▶ [Exercise aim]
Write out each line word for word. Drop pictures.

▶ [Records provided]
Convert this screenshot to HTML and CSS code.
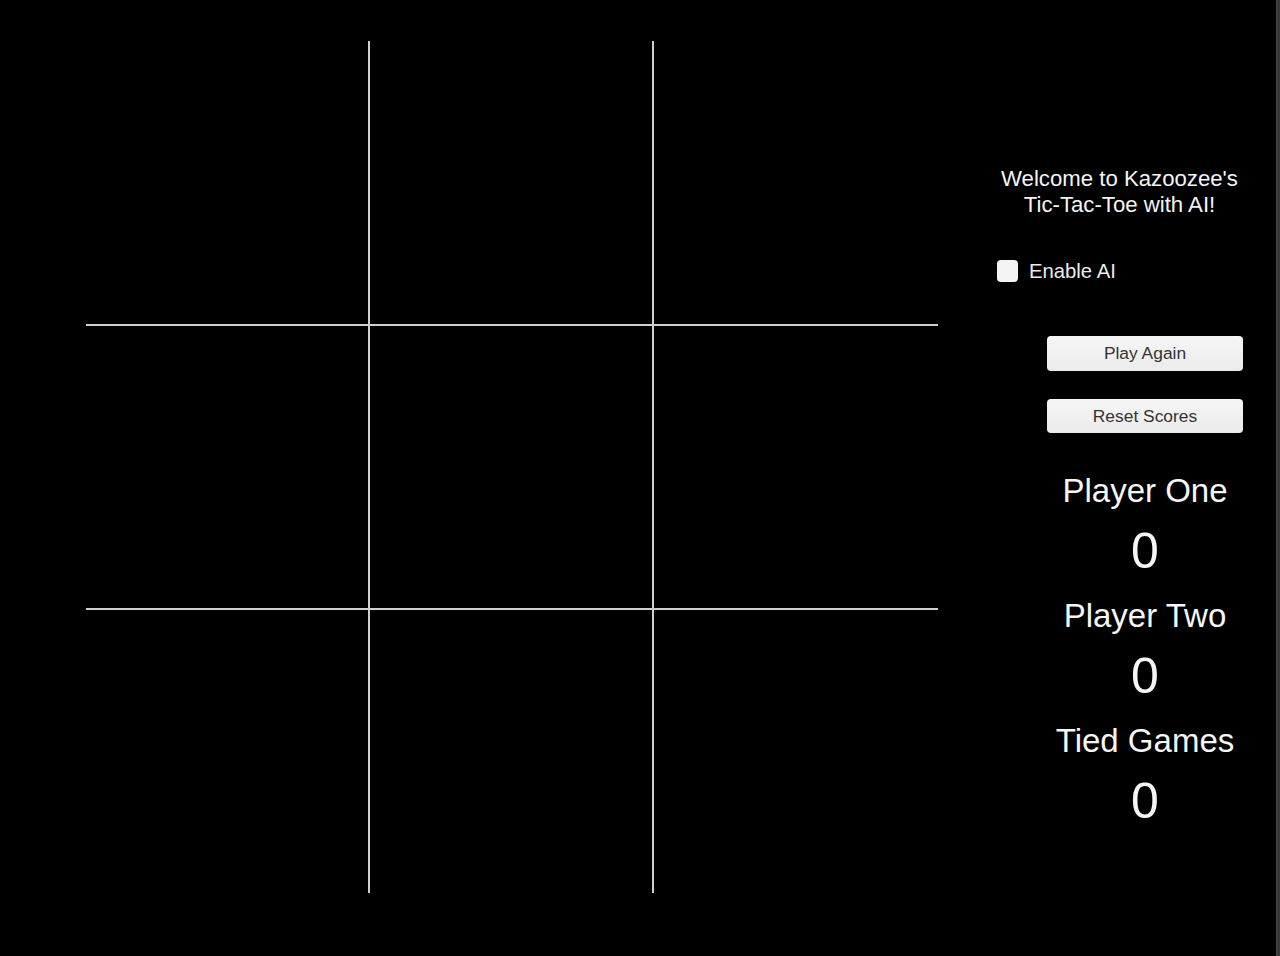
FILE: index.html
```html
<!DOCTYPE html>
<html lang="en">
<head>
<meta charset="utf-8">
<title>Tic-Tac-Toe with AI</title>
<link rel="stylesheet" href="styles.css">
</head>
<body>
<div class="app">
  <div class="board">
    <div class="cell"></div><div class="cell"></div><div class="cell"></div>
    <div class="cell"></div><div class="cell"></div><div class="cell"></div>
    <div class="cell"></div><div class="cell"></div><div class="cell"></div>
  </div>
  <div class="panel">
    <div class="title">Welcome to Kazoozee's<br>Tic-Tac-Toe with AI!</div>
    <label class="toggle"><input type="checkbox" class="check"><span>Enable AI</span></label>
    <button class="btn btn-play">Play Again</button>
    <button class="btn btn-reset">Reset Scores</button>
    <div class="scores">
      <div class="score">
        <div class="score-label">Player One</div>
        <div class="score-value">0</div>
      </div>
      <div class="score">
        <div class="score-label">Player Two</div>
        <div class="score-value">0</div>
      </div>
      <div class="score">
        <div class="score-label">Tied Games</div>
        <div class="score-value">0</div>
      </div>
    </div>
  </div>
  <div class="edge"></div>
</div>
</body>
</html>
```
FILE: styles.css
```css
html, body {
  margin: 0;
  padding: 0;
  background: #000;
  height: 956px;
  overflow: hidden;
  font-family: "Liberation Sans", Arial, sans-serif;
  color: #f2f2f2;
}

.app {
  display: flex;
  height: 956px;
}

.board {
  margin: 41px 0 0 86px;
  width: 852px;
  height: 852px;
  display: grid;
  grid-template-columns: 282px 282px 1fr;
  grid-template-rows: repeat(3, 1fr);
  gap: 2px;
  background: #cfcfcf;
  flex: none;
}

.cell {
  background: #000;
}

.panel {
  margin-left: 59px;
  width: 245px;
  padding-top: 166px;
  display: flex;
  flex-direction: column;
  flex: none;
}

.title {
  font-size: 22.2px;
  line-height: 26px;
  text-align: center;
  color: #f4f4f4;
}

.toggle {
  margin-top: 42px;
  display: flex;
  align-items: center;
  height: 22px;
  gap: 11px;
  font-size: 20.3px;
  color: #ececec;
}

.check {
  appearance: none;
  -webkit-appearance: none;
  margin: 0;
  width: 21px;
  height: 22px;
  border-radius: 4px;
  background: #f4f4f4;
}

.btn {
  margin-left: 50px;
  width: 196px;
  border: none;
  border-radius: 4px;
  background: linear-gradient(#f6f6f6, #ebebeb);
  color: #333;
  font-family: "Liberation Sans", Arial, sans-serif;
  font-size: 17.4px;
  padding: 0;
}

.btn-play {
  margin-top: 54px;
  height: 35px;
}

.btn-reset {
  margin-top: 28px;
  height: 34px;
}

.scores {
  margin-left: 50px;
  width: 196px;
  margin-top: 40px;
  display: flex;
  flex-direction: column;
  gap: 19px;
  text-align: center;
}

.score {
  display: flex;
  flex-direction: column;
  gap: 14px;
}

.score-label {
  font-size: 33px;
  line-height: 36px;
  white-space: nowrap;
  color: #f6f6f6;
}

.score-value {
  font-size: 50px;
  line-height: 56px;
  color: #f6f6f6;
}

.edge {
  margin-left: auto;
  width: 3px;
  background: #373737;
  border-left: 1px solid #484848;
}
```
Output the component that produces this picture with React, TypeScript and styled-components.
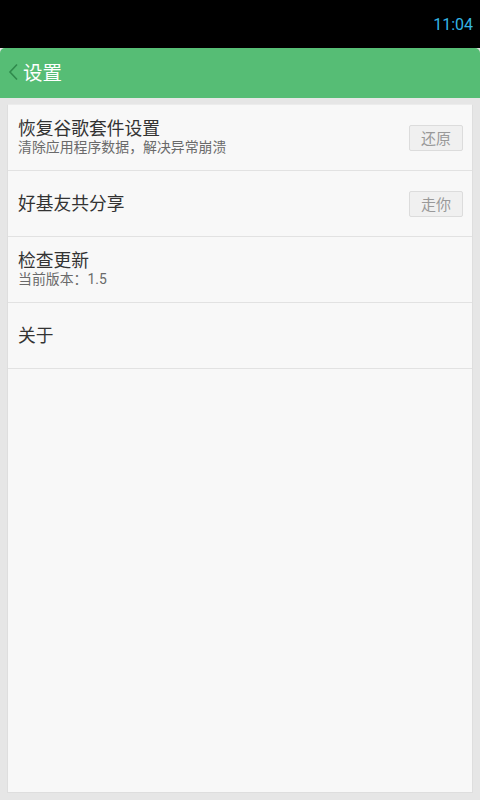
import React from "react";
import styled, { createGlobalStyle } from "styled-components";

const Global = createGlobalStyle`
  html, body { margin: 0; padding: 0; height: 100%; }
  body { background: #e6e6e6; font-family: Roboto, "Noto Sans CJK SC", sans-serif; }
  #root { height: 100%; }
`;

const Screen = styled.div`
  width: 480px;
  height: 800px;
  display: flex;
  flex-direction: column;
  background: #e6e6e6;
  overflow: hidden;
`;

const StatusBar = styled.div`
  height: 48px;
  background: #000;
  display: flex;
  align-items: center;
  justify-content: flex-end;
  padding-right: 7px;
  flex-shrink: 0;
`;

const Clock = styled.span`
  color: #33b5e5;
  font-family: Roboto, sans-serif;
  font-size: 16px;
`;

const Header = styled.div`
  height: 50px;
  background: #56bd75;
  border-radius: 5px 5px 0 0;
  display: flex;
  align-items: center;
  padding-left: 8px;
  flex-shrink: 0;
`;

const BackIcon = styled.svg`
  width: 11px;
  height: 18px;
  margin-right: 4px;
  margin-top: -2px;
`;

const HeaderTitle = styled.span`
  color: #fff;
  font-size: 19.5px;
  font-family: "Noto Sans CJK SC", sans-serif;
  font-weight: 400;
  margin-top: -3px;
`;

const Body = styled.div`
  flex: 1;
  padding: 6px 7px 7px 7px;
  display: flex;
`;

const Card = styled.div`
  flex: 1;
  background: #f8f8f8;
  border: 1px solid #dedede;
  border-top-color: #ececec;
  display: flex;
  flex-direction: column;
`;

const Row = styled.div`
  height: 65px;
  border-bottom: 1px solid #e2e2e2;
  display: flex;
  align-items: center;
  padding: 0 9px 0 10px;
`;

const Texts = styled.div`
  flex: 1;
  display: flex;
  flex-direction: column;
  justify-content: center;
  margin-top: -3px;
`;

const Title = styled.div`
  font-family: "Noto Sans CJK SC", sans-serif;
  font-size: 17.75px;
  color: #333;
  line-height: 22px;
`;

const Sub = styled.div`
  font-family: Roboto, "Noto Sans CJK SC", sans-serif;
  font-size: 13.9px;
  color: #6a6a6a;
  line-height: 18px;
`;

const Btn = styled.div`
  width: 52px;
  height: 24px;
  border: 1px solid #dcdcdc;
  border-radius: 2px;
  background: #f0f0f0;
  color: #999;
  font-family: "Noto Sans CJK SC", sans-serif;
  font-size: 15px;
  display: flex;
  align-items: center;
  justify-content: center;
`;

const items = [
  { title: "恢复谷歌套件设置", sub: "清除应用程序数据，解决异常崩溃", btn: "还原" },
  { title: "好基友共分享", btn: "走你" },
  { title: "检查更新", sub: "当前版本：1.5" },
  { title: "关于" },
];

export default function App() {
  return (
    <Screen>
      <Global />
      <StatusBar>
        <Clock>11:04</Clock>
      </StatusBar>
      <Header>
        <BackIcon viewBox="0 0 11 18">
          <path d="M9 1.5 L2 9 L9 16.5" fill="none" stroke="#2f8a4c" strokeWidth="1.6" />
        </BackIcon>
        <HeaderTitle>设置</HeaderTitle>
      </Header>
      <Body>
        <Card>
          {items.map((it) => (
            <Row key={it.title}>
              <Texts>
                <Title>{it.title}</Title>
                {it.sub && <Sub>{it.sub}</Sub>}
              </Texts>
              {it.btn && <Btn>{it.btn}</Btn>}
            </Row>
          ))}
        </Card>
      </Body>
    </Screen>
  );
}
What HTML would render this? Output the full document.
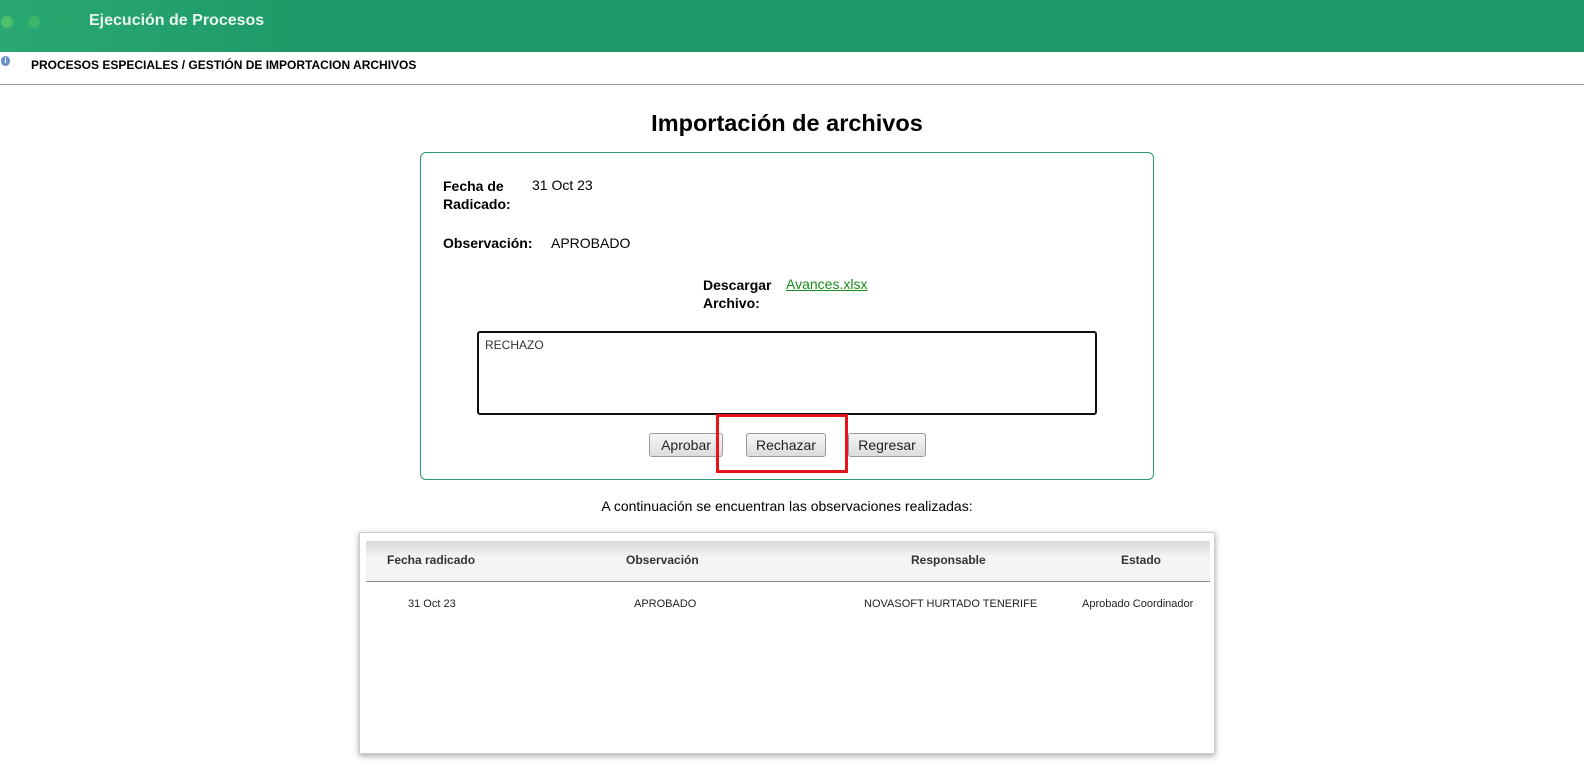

▶ [Answer to this problem]
Convert this screenshot to HTML and CSS code.
FILE: index.html
```html
<!DOCTYPE html>
<html lang="en">
<head>
<meta charset="utf-8">
<title>Tic-Tac-Toe with AI</title>
<link rel="stylesheet" href="styles.css">
</head>
<body>
<div class="app">
  <div class="board">
    <div class="cell"></div><div class="cell"></div><div class="cell"></div>
    <div class="cell"></div><div class="cell"></div><div class="cell"></div>
    <div class="cell"></div><div class="cell"></div><div class="cell"></div>
  </div>
  <div class="panel">
    <div class="title">Welcome to Kazoozee's<br>Tic-Tac-Toe with AI!</div>
    <label class="toggle"><input type="checkbox" class="check"><span>Enable AI</span></label>
    <button class="btn btn-play">Play Again</button>
    <button class="btn btn-reset">Reset Scores</button>
    <div class="scores">
      <div class="score">
        <div class="score-label">Player One</div>
        <div class="score-value">0</div>
      </div>
      <div class="score">
        <div class="score-label">Player Two</div>
        <div class="score-value">0</div>
      </div>
      <div class="score">
        <div class="score-label">Tied Games</div>
        <div class="score-value">0</div>
      </div>
    </div>
  </div>
  <div class="edge"></div>
</div>
</body>
</html>
```
FILE: styles.css
```css
html, body {
  margin: 0;
  padding: 0;
  background: #000;
  height: 956px;
  overflow: hidden;
  font-family: "Liberation Sans", Arial, sans-serif;
  color: #f2f2f2;
}

.app {
  display: flex;
  height: 956px;
}

.board {
  margin: 41px 0 0 86px;
  width: 852px;
  height: 852px;
  display: grid;
  grid-template-columns: 282px 282px 1fr;
  grid-template-rows: repeat(3, 1fr);
  gap: 2px;
  background: #cfcfcf;
  flex: none;
}

.cell {
  background: #000;
}

.panel {
  margin-left: 59px;
  width: 245px;
  padding-top: 166px;
  display: flex;
  flex-direction: column;
  flex: none;
}

.title {
  font-size: 22.2px;
  line-height: 26px;
  text-align: center;
  color: #f4f4f4;
}

.toggle {
  margin-top: 42px;
  display: flex;
  align-items: center;
  height: 22px;
  gap: 11px;
  font-size: 20.3px;
  color: #ececec;
}

.check {
  appearance: none;
  -webkit-appearance: none;
  margin: 0;
  width: 21px;
  height: 22px;
  border-radius: 4px;
  background: #f4f4f4;
}

.btn {
  margin-left: 50px;
  width: 196px;
  border: none;
  border-radius: 4px;
  background: linear-gradient(#f6f6f6, #ebebeb);
  color: #333;
  font-family: "Liberation Sans", Arial, sans-serif;
  font-size: 17.4px;
  padding: 0;
}

.btn-play {
  margin-top: 54px;
  height: 35px;
}

.btn-reset {
  margin-top: 28px;
  height: 34px;
}

.scores {
  margin-left: 50px;
  width: 196px;
  margin-top: 40px;
  display: flex;
  flex-direction: column;
  gap: 19px;
  text-align: center;
}

.score {
  display: flex;
  flex-direction: column;
  gap: 14px;
}

.score-label {
  font-size: 33px;
  line-height: 36px;
  white-space: nowrap;
  color: #f6f6f6;
}

.score-value {
  font-size: 50px;
  line-height: 56px;
  color: #f6f6f6;
}

.edge {
  margin-left: auto;
  width: 3px;
  background: #373737;
  border-left: 1px solid #484848;
}
```
Output the component that produces this picture with React, TypeScript and styled-components.
import React from "react";
import styled, { createGlobalStyle } from "styled-components";

const Global = createGlobalStyle`
  html, body { margin: 0; padding: 0; height: 100%; }
  body { background: #e6e6e6; font-family: Roboto, "Noto Sans CJK SC", sans-serif; }
  #root { height: 100%; }
`;

const Screen = styled.div`
  width: 480px;
  height: 800px;
  display: flex;
  flex-direction: column;
  background: #e6e6e6;
  overflow: hidden;
`;

const StatusBar = styled.div`
  height: 48px;
  background: #000;
  display: flex;
  align-items: center;
  justify-content: flex-end;
  padding-right: 7px;
  flex-shrink: 0;
`;

const Clock = styled.span`
  color: #33b5e5;
  font-family: Roboto, sans-serif;
  font-size: 16px;
`;

const Header = styled.div`
  height: 50px;
  background: #56bd75;
  border-radius: 5px 5px 0 0;
  display: flex;
  align-items: center;
  padding-left: 8px;
  flex-shrink: 0;
`;

const BackIcon = styled.svg`
  width: 11px;
  height: 18px;
  margin-right: 4px;
  margin-top: -2px;
`;

const HeaderTitle = styled.span`
  color: #fff;
  font-size: 19.5px;
  font-family: "Noto Sans CJK SC", sans-serif;
  font-weight: 400;
  margin-top: -3px;
`;

const Body = styled.div`
  flex: 1;
  padding: 6px 7px 7px 7px;
  display: flex;
`;

const Card = styled.div`
  flex: 1;
  background: #f8f8f8;
  border: 1px solid #dedede;
  border-top-color: #ececec;
  display: flex;
  flex-direction: column;
`;

const Row = styled.div`
  height: 65px;
  border-bottom: 1px solid #e2e2e2;
  display: flex;
  align-items: center;
  padding: 0 9px 0 10px;
`;

const Texts = styled.div`
  flex: 1;
  display: flex;
  flex-direction: column;
  justify-content: center;
  margin-top: -3px;
`;

const Title = styled.div`
  font-family: "Noto Sans CJK SC", sans-serif;
  font-size: 17.75px;
  color: #333;
  line-height: 22px;
`;

const Sub = styled.div`
  font-family: Roboto, "Noto Sans CJK SC", sans-serif;
  font-size: 13.9px;
  color: #6a6a6a;
  line-height: 18px;
`;

const Btn = styled.div`
  width: 52px;
  height: 24px;
  border: 1px solid #dcdcdc;
  border-radius: 2px;
  background: #f0f0f0;
  color: #999;
  font-family: "Noto Sans CJK SC", sans-serif;
  font-size: 15px;
  display: flex;
  align-items: center;
  justify-content: center;
`;

const items = [
  { title: "恢复谷歌套件设置", sub: "清除应用程序数据，解决异常崩溃", btn: "还原" },
  { title: "好基友共分享", btn: "走你" },
  { title: "检查更新", sub: "当前版本：1.5" },
  { title: "关于" },
];

export default function App() {
  return (
    <Screen>
      <Global />
      <StatusBar>
        <Clock>11:04</Clock>
      </StatusBar>
      <Header>
        <BackIcon viewBox="0 0 11 18">
          <path d="M9 1.5 L2 9 L9 16.5" fill="none" stroke="#2f8a4c" strokeWidth="1.6" />
        </BackIcon>
        <HeaderTitle>设置</HeaderTitle>
      </Header>
      <Body>
        <Card>
          {items.map((it) => (
            <Row key={it.title}>
              <Texts>
                <Title>{it.title}</Title>
                {it.sub && <Sub>{it.sub}</Sub>}
              </Texts>
              {it.btn && <Btn>{it.btn}</Btn>}
            </Row>
          ))}
        </Card>
      </Body>
    </Screen>
  );
}
What HTML would render this? Output the full document.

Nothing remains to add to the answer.